§ **Direction**
Show every line where "index" occurs.

** START Provided data **

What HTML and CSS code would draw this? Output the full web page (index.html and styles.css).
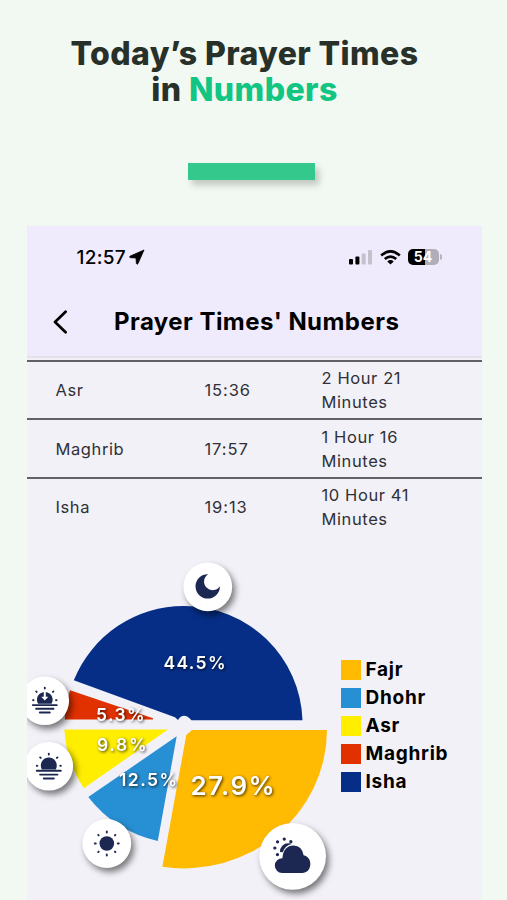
FILE: index.html
```html
<!DOCTYPE html>
<html lang="en">
<head>
<meta charset="UTF-8" />
<meta name="viewport" content="width=device-width, initial-scale=1" />
<title>Prayer Times' Numbers</title>
<link rel="stylesheet" href="styles.css">
</head>
<body>

<h1 class="headline">Today’s Prayer Times<br />in <span class="accent">Numbers</span></h1>
<div class="bar"></div>

<div class="phone">

  <div class="top">
    <div class="status">
      <div class="clock">
        <span>12:57</span>
        <svg width="16" height="16" viewBox="0 0 16 16"><path d="M15 1 L1 7.2 Q.2 8.4 1.4 8.7 L7 9 L7.4 14.6 Q8 15.9 8.9 14.7 Z" stroke="#000" stroke-width=".8" /></svg>
      </div>
      <div class="signals">
        <svg width="24" height="15" viewBox="0 0 24 15">
          <rect x="0" y="9" width="4" height="5.5" rx="1" />
          <rect x="6.4" y="6.5" width="4" height="8" rx="1" />
          <rect x="12.7" y="3.4" width="4" height="11.1" rx="1" fill="#c5c0ce" />
          <rect x="19" y="0" width="4" height="14.5" rx="1" fill="#c5c0ce" />
        </svg>
        <svg class="wifi" width="21" height="15" viewBox="0 0 21 15" fill="none" stroke="#000" stroke-width="2.7">
          <path d="M1.2 5.6 Q10.5 -2.8 19.8 5.6" />
          <path d="M4.8 9.1 Q10.5 4 16.2 9.1" />
          <path d="M7.3 11.4 Q10.5 8.8 13.7 11.4 L10.5 14.6 Z" fill="#000" stroke="none" />
        </svg>
        <div class="battery">54</div>
        <div class="battery-tip"></div>
      </div>
    </div>
    <div class="nav">
      <svg width="15" height="24" viewBox="0 0 15 24" fill="none" stroke="#000" stroke-width="2.7" stroke-linecap="round" stroke-linejoin="round"><path d="M12.6 1.8 L2 12 L12.6 22.2" /></svg>
      <h2>Prayer Times' Numbers</h2>
    </div>
  </div>

  <div class="times">
    <div class="row"><span>Asr</span><span class="hour">15:36</span><span>2 Hour 21<br />Minutes</span></div>
    <div class="row"><span>Maghrib</span><span class="hour">17:57</span><span>1 Hour 16<br />Minutes</span></div>
    <div class="row"><span>Isha</span><span class="hour">19:13</span><span>10 Hour 41<br />Minutes</span></div>
  </div>

  <div class="stats">
    <svg class="pie" width="310" height="360" viewBox="26 540 310 360">
      <!-- slices -->
      <path fill="#062e87" d="M302.5 720.3 A118.2 118.2 0 0 0 184.5 606 A118.4 118.4 0 0 0 73.8 680.3 L175 717.3 L178 720 Q183.5 711.5 191.5 720.3 Z" />
      <path fill="#e13100" d="M70 690.2 L153 718.2 V719.4 H64.7 Q65.4 704 70 690.2 Z" />
      <path fill="#ffee00" d="M64.4 729.5 H168 L83.8 788.3 Q66 761 64.4 729.5 Z" />
      <path fill="#278fd3" d="M176.7 736.3 L88.3 797 Q114.5 831 157.8 841 Z" />
      <path fill="#ffba02" d="M192 730 H327 A143 139 0 0 1 162.4 866.8 L186.3 735 Z" />

      <!-- percentages -->
      <g class="percent">
        <text x="163.5" y="668.5" textLength="62">44.5%</text>
        <text x="96" y="720.5" textLength="48.5">5.3%</text>
        <text x="97" y="750.5" textLength="49.5">9.8%</text>
        <text x="119" y="786" textLength="58">12.5%</text>
        <text class="big" x="190.5" y="794.5" textLength="84">27.9%</text>
      </g>

      <!-- moon -->
      <g transform="translate(207.8 586.8)">
        <circle class="badge" r="24.4" />
        <path class="ink" d="M.4 -12.6 A12.2 12.2 0 1 0 12.1 -.6 A8.6 8.6 0 1 1 .4 -12.6 Z" />
      </g>

      <!-- sunset -->
      <g transform="translate(44.8 700.8)">
        <circle class="badge" r="24.3" />
        <path class="ink" d="M-6.8 3 A7.9 7.9 0 1 1 6.8 3 Z" />
        <path d="M-1 -9 H1 V-4 H3.5 L0 -.2 L-3.5 -4 H-1 Z" fill="#fff" />
        <path class="stroke" d="M-12 4.3 H12 M-8.7 8 H8.7 M-5 11.7 H5" />
        <path class="rays" d="M0 -13.2 V-12.3 M-8.6 -9.4 L-8.1 -8.9 M8.6 -9.4 L8.1 -8.9 M-11.8 -.7 L-11.2 -.6 M11.8 -.7 L11.2 -.6" />
      </g>

      <!-- sun over horizon -->
      <g transform="translate(48.8 766.2)">
        <circle class="badge" r="24.3" />
        <path class="ink" d="M-7 3.2 A8 8 0 1 1 7 3.2 Z" />
        <path class="stroke" d="M-12 4.5 H12 M-8.7 8.4 H8.7 M-5 12.3 H5" />
        <path class="rays" d="M0 -12.6 V-11.7 M-8.6 -8.8 L-8.1 -8.3 M8.6 -8.8 L8.1 -8.3 M-12 -.4 L-11.4 -.3 M12 -.4 L11.4 -.3" />
      </g>

      <!-- sun -->
      <g transform="translate(106.8 843.5)">
        <circle class="badge" r="24.4" />
        <circle class="ink" r="7.3" />
        <path class="rays" d="M0 -12 V-11 M0 12 V11 M-12 0 H-11 M12 0 H11 M-8.6 -8.6 L-8.1 -8.1 M8.6 -8.6 L8.1 -8.1 M-8.6 8.6 L-8.1 8.1 M8.6 8.6 L8.1 8.1" />
      </g>

      <!-- cloud and sun -->
      <g transform="translate(292.6 856.3)">
        <circle class="badge" r="33.4" />
        <path class="ink" d="M-10.5 16.8 A7.4 7.4 0 0 1 -10.2 2 Q-9.2 -10.5 1 -10.7 Q9.3 -10.5 11 -1 C20.5 .5 20 16.8 9.5 16.8 Z" />
        <path class="ink" d="M-12.6 -4.2 A8.2 8.2 0 0 1 -4 -13 Q-2 -13 -.8 -12.2 Q-7.5 -11 -9.8 -4 Z" />
        <path class="rays dots" d="M-15.2 -1.7 h.1 M-17.8 -8.3 h.1 M-15.1 -14.5 h.1 M-8.4 -17.2 h.1 M-1.8 -14.6 h.1" />
      </g>
    </svg>

    <ul class="legend">
      <li><i class="fajr"></i>Fajr</li>
      <li><i class="dhohr"></i>Dhohr</li>
      <li><i class="asr"></i>Asr</li>
      <li><i class="maghrib"></i>Maghrib</li>
      <li><i class="isha"></i>Isha</li>
    </ul>
  </div>

</div>

</body>
</html>
```
FILE: styles.css
```css
* {
  box-sizing: border-box;
}
body {
  margin: 0;
  height: 900px;
  overflow: hidden;
  background: #f2f8f2;
  color: #000;
  font-family: Inter, "Liberation Sans", sans-serif;
}
svg {
  display: block;
  flex: none;
}
.headline {
  margin: 0;
  padding: 36px 18px 0 0;
  height: 163px;
  color: #273129;
  font-size: 32px;
  font-weight: 800;
  line-height: 36px;
  letter-spacing: 0.4px;
  text-align: center;
  white-space: nowrap;
}
.accent {
  color: #12c582;
}
.bar {
  width: 127px;
  height: 17px;
  margin: 0 0 46px 188px;
  background: #34c88d;
  box-shadow: 4px 5px 6px rgba(80, 90, 80, 0.3);
}
.phone {
  width: 455px;
  height: 674px;
  margin-left: 26.5px;
  background: #f2f1f8;
  overflow: hidden;
}
.top {
  height: 132px;
  background: #efeafc;
  border-bottom: 2px solid #e5e1ec;
}
.status {
  display: flex;
  justify-content: space-between;
  padding: 19px 40px 0 50px;
  height: 70px;
}
.clock, .signals {
  display: flex;
  align-items: center;
  height: 24px;
}
.clock {
  gap: 3px;
  font-size: 19px;
  font-weight: 500;
  letter-spacing: 0.3px;
}
.wifi {
  margin: 0 7px 0 7px;
}
.battery {
  width: 31px;
  height: 16px;
  border-radius: 5px;
  background: linear-gradient(90deg, #000 55%, #b1adb9 55%);
  color: #fff;
  font-size: 14px;
  font-weight: 700;
  line-height: 16.5px;
  text-align: center;
}
.battery-tip {
  width: 2px;
  height: 6px;
  margin-left: 1px;
  border-radius: 0 2px 2px 0;
  background: #b9b4c2;
}
.nav {
  display: flex;
  align-items: center;
  height: 52px;
  padding-left: 26px;
}
.nav h2 {
  margin: -2px 0 0 46.5px;
  font-size: 24px;
  font-weight: 700;
  letter-spacing: 0.45px;
  white-space: nowrap;
}
.times {
  padding-top: 2px;
}
.row {
  display: grid;
  grid-template-columns: 149px 117px 1fr;
  align-items: center;
  height: 58.4px;
  padding: 0 0 0 29px;
  border-top: 2px solid #626169;
  color: #303036;
  font-size: 16.5px;
  line-height: 24px;
  letter-spacing: 0.6px;
}
.hour {
  letter-spacing: 0.9px;
}
.stats {
  display: flex;
  margin-top: 5px;
}
.pie {
  margin-left: -0.5px;
}
.percent {
  fill: #fff;
  font-size: 17.5px;
  font-weight: 600;
  filter: drop-shadow(1px 1px 1.5px rgba(0, 0, 0, 0.75));
}
.percent .big {
  font-size: 26px;
}
.badge {
  fill: #fff;
  filter: drop-shadow(3px 4px 3px rgba(0, 0, 0, 0.5));
}
.ink {
  fill: #1c2752;
}
.stroke, .rays {
  fill: none;
  stroke: #1c2752;
  stroke-width: 1.9;
  stroke-linecap: round;
}
.dots {
  stroke-width: 3.2;
}
.legend {
  display: flex;
  flex-direction: column;
  margin: 115.5px 0 0 4.5px;
  padding: 0;
  list-style: none;
}
.legend li {
  display: flex;
  align-items: center;
  gap: 5px;
  height: 28px;
  font-size: 19px;
  font-weight: 700;
  letter-spacing: 0.75px;
}
.legend i {
  width: 20px;
  height: 20px;
}
.fajr {
  background: #ffba02;
}
.dhohr {
  background: #278fd3;
}
.asr {
  background: #ffee00;
}
.maghrib {
  background: #e13100;
}
.isha {
  background: #062e87;
}
```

** END Provided data **

§ **Expected answer**
What HTML and CSS code would draw this? Output the full web page (index.html and styles.css).
FILE: index.html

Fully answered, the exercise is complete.